§ THE TASK
Everything in the data should be repeated exactly, save for the images.

● ● ● ● ● ● ●

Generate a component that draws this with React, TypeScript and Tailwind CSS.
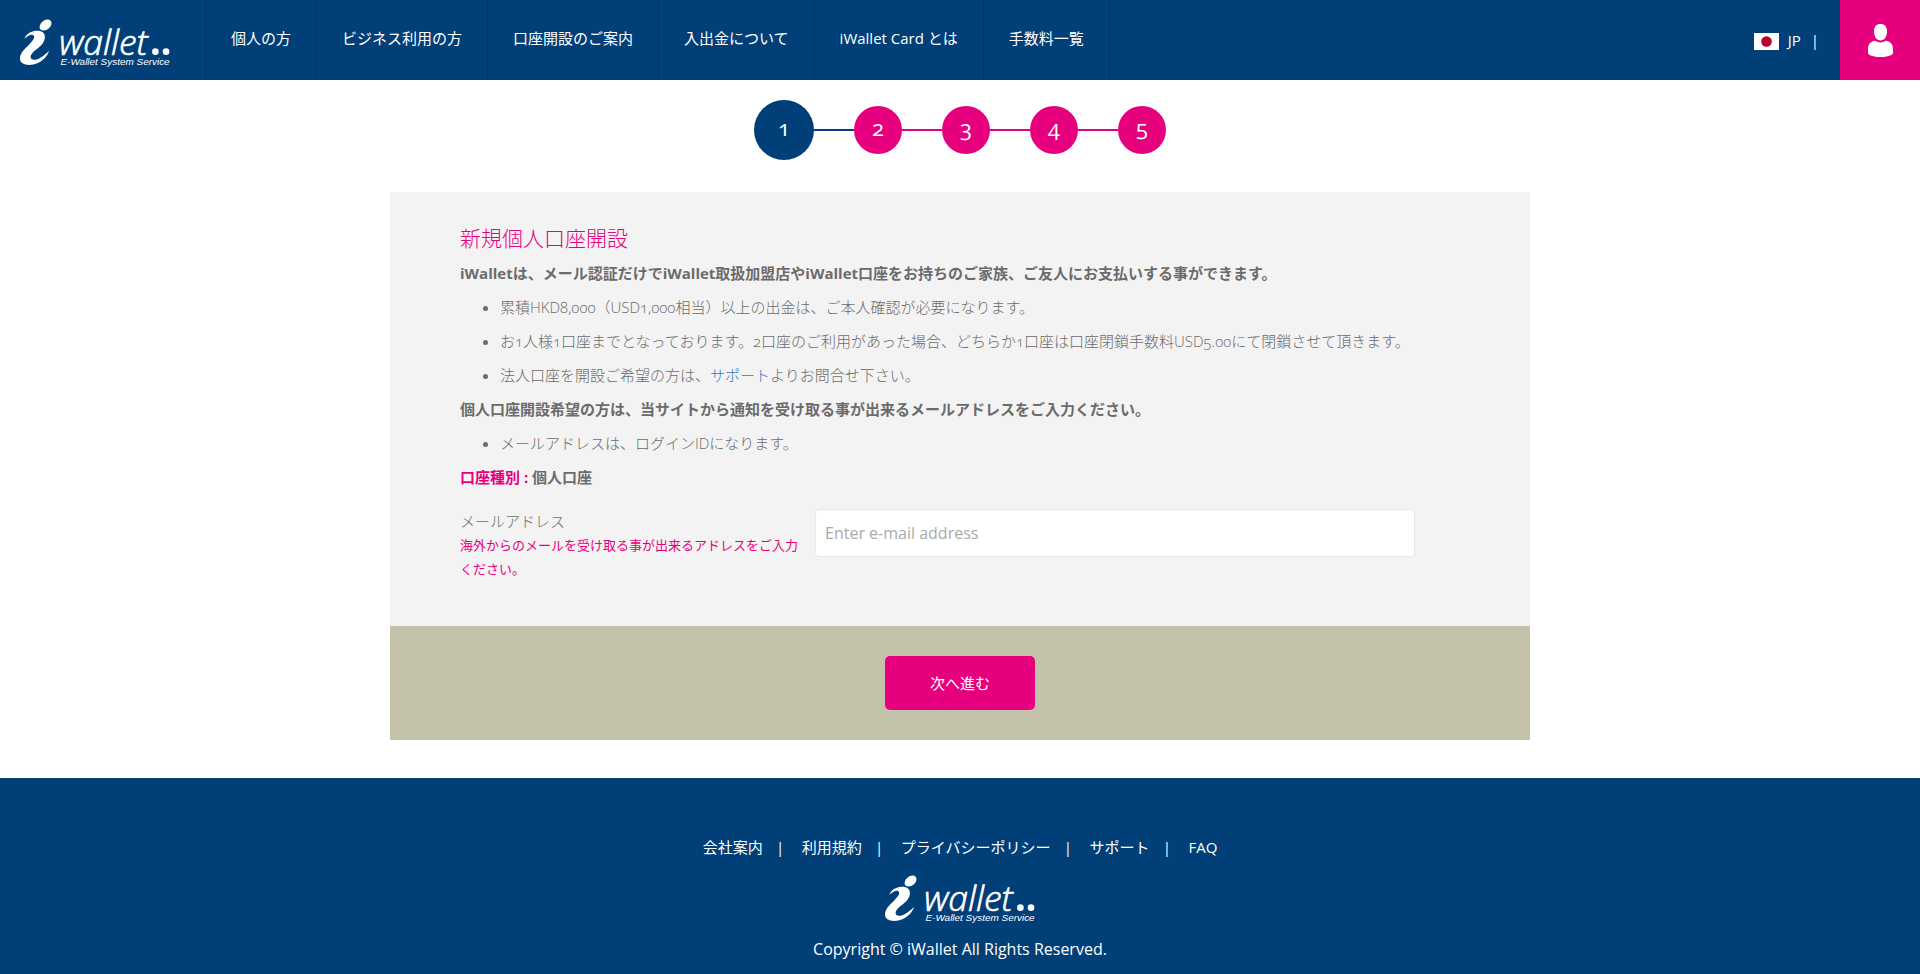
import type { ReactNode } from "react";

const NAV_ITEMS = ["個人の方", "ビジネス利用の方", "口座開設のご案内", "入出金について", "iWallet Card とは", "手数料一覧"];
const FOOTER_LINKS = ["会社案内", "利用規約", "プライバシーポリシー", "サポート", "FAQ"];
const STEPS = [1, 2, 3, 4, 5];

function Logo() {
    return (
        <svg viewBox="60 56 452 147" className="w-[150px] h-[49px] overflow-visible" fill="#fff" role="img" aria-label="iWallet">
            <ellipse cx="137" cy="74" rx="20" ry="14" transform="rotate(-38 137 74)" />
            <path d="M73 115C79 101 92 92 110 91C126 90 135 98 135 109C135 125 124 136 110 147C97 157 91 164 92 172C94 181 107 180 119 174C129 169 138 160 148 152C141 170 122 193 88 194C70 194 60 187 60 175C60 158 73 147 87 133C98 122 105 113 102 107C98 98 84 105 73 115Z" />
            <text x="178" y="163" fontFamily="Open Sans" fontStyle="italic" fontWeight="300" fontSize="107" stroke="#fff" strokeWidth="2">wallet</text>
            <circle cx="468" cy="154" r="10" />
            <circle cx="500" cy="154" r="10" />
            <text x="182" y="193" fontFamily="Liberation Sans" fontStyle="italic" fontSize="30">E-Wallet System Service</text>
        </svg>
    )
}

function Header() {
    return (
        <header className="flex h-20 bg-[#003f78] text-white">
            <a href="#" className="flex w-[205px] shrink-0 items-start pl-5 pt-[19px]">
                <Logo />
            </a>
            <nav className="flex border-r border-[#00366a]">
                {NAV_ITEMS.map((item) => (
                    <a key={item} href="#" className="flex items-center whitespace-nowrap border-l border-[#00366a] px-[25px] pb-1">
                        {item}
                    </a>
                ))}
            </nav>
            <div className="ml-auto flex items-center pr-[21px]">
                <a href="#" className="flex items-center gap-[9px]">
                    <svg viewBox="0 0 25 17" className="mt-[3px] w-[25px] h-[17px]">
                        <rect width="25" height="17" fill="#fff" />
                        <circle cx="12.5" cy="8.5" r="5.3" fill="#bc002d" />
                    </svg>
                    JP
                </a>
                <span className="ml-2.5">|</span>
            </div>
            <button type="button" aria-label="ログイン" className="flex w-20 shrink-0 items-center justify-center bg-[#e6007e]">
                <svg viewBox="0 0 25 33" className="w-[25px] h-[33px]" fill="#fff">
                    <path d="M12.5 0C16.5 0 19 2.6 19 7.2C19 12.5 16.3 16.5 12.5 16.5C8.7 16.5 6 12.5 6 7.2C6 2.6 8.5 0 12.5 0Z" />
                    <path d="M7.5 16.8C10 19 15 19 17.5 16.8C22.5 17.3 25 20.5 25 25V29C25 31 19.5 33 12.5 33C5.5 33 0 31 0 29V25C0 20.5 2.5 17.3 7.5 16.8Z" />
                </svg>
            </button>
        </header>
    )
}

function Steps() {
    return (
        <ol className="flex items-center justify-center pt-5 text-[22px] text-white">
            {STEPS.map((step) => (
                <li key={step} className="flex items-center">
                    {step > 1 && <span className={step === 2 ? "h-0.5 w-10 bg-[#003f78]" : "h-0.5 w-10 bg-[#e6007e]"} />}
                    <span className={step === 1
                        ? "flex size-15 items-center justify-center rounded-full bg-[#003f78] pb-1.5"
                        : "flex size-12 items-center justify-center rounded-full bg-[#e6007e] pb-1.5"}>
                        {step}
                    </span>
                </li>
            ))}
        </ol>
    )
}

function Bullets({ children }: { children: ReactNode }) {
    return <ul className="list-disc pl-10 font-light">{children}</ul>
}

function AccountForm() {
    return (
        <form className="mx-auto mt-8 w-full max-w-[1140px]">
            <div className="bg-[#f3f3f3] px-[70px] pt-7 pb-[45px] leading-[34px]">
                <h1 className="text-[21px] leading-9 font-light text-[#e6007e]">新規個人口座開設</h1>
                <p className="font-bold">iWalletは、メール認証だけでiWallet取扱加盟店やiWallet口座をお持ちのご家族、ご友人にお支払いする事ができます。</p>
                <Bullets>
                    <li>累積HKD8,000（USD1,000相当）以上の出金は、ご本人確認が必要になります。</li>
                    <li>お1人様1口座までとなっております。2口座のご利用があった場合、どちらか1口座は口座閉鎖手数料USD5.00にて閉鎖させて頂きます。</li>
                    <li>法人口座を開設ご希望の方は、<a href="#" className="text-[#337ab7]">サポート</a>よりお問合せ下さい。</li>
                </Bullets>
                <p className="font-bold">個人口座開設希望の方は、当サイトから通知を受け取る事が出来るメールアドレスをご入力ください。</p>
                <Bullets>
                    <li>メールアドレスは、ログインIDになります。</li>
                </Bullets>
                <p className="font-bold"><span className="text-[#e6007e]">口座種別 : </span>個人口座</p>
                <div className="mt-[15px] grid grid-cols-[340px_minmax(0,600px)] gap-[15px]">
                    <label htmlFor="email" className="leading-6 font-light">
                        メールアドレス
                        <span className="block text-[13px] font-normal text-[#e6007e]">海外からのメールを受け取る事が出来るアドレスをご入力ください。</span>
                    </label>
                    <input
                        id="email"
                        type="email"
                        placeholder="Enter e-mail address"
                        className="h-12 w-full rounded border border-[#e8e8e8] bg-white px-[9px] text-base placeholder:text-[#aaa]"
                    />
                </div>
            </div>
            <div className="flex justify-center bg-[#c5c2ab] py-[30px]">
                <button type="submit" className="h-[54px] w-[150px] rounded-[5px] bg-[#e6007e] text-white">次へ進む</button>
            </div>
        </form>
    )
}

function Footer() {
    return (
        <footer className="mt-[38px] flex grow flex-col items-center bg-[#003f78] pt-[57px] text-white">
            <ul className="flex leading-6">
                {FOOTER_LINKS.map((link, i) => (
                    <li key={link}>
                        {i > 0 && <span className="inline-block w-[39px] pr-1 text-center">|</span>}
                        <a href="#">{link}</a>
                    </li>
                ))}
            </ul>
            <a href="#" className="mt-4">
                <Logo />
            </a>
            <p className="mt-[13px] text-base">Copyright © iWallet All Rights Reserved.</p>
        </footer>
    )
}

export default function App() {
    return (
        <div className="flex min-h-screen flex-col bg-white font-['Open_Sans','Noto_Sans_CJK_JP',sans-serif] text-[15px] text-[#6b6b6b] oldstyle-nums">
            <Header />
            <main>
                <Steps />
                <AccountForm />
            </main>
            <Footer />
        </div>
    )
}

● ● ● ● ● ● ●

§ WRITTEN RESPONSE
Generate a component that draws this with React, TypeScript and Tailwind CSS.
import type { ReactNode } from "react";

const NAV_ITEMS = ["個人の方", "ビジネス利用の方", "口座開設のご案内", "入出金について", "iWallet Card とは", "手数料一覧"];
const FOOTER_LINKS = ["会社案内", "利用規約", "プライバシーポリシー", "サポート", "FAQ"];
const STEPS = [1, 2, 3, 4, 5];

function Logo() {
    return (
        <svg viewBox="60 56 452 147" className="w-[150px] h-[49px] overflow-visible" fill="#fff" role="img" aria-label="iWallet">
            <ellipse cx="137" cy="74" rx="20" ry="14" transform="rotate(-38 137 74)" />
            <path d="M73 115C79 101 92 92 110 91C126 90 135 98 135 109C135 125 124 136 110 147C97 157 91 164 92 172C94 181 107 180 119 174C129 169 138 160 148 152C141 170 122 193 88 194C70 194 60 187 60 175C60 158 73 147 87 133C98 122 105 113 102 107C98 98 84 105 73 115Z" />
            <text x="178" y="163" fontFamily="Open Sans" fontStyle="italic" fontWeight="300" fontSize="107" stroke="#fff" strokeWidth="2">wallet</text>
            <circle cx="468" cy="154" r="10" />
            <circle cx="500" cy="154" r="10" />
            <text x="182" y="193" fontFamily="Liberation Sans" fontStyle="italic" fontSize="30">E-Wallet System Service</text>
        </svg>
    )
}

function Header() {
    return (
        <header className="flex h-20 bg-[#003f78] text-white">
            <a href="#" className="flex w-[205px] shrink-0 items-start pl-5 pt-[19px]">
                <Logo />
            </a>
            <nav className="flex border-r border-[#00366a]">
                {NAV_ITEMS.map((item) => (
                    <a key={item} href="#" className="flex items-center whitespace-nowrap border-l border-[#00366a] px-[25px] pb-1">
                        {item}
                    </a>
                ))}
            </nav>
            <div className="ml-auto flex items-center pr-[21px]">
                <a href="#" className="flex items-center gap-[9px]">
                    <svg viewBox="0 0 25 17" className="mt-[3px] w-[25px] h-[17px]">
                        <rect width="25" height="17" fill="#fff" />
                        <circle cx="12.5" cy="8.5" r="5.3" fill="#bc002d" />
                    </svg>
                    JP
                </a>
                <span className="ml-2.5">|</span>
            </div>
            <button type="button" aria-label="ログイン" className="flex w-20 shrink-0 items-center justify-center bg-[#e6007e]">
                <svg viewBox="0 0 25 33" className="w-[25px] h-[33px]" fill="#fff">
                    <path d="M12.5 0C16.5 0 19 2.6 19 7.2C19 12.5 16.3 16.5 12.5 16.5C8.7 16.5 6 12.5 6 7.2C6 2.6 8.5 0 12.5 0Z" />
                    <path d="M7.5 16.8C10 19 15 19 17.5 16.8C22.5 17.3 25 20.5 25 25V29C25 31 19.5 33 12.5 33C5.5 33 0 31 0 29V25C0 20.5 2.5 17.3 7.5 16.8Z" />
                </svg>
            </button>
        </header>
    )
}

function Steps() {
    return (
        <ol className="flex items-center justify-center pt-5 text-[22px] text-white">
            {STEPS.map((step) => (
                <li key={step} className="flex items-center">
                    {step > 1 && <span className={step === 2 ? "h-0.5 w-10 bg-[#003f78]" : "h-0.5 w-10 bg-[#e6007e]"} />}
                    <span className={step === 1
                        ? "flex size-15 items-center justify-center rounded-full bg-[#003f78] pb-1.5"
                        : "flex size-12 items-center justify-center rounded-full bg-[#e6007e] pb-1.5"}>
                        {step}
                    </span>
                </li>
            ))}
        </ol>
    )
}

function Bullets({ children }: { children: ReactNode }) {
    return <ul className="list-disc pl-10 font-light">{children}</ul>
}

function AccountForm() {
    return (
        <form className="mx-auto mt-8 w-full max-w-[1140px]">
            <div className="bg-[#f3f3f3] px-[70px] pt-7 pb-[45px] leading-[34px]">
                <h1 className="text-[21px] leading-9 font-light text-[#e6007e]">新規個人口座開設</h1>
                <p className="font-bold">iWalletは、メール認証だけでiWallet取扱加盟店やiWallet口座をお持ちのご家族、ご友人にお支払いする事ができます。</p>
                <Bullets>
                    <li>累積HKD8,000（USD1,000相当）以上の出金は、ご本人確認が必要になります。</li>
                    <li>お1人様1口座までとなっております。2口座のご利用があった場合、どちらか1口座は口座閉鎖手数料USD5.00にて閉鎖させて頂きます。</li>
                    <li>法人口座を開設ご希望の方は、<a href="#" className="text-[#337ab7]">サポート</a>よりお問合せ下さい。</li>
                </Bullets>
                <p className="font-bold">個人口座開設希望の方は、当サイトから通知を受け取る事が出来るメールアドレスをご入力ください。</p>
                <Bullets>
                    <li>メールアドレスは、ログインIDになります。</li>
                </Bullets>
                <p className="font-bold"><span className="text-[#e6007e]">口座種別 : </span>個人口座</p>
                <div className="mt-[15px] grid grid-cols-[340px_minmax(0,600px)] gap-[15px]">
                    <label htmlFor="email" className="leading-6 font-light">
                        メールアドレス
                        <span className="block text-[13px] font-normal text-[#e6007e]">海外からのメールを受け取る事が出来るアドレスをご入力ください。</span>
                    </label>
                    <input
                        id="email"
                        type="email"
                        placeholder="Enter e-mail address"
                        className="h-12 w-full rounded border border-[#e8e8e8] bg-white px-[9px] text-base placeholder:text-[#aaa]"
                    />
                </div>
            </div>
            <div className="flex justify-center bg-[#c5c2ab] py-[30px]">
                <button type="submit" className="h-[54px] w-[150px] rounded-[5px] bg-[#e6007e] text-white">次へ進む</button>
            </div>
        </form>
    )
}

function Footer() {
    return (
        <footer className="mt-[38px] flex grow flex-col items-center bg-[#003f78] pt-[57px] text-white">
            <ul className="flex leading-6">
                {FOOTER_LINKS.map((link, i) => (
                    <li key={link}>
                        {i > 0 && <span className="inline-block w-[39px] pr-1 text-center">|</span>}
                        <a href="#">{link}</a>
                    </li>
                ))}
            </ul>
            <a href="#" className="mt-4">
                <Logo />
            </a>
            <p className="mt-[13px] text-base">Copyright © iWallet All Rights Reserved.</p>
        </footer>
    )
}

export default function App() {
    return (
        <div className="flex min-h-screen flex-col bg-white font-['Open_Sans','Noto_Sans_CJK_JP',sans-serif] text-[15px] text-[#6b6b6b] oldstyle-nums">
            <Header />
            <main>
                <Steps />
                <AccountForm />
            </main>
            <Footer />
        </div>
    )
}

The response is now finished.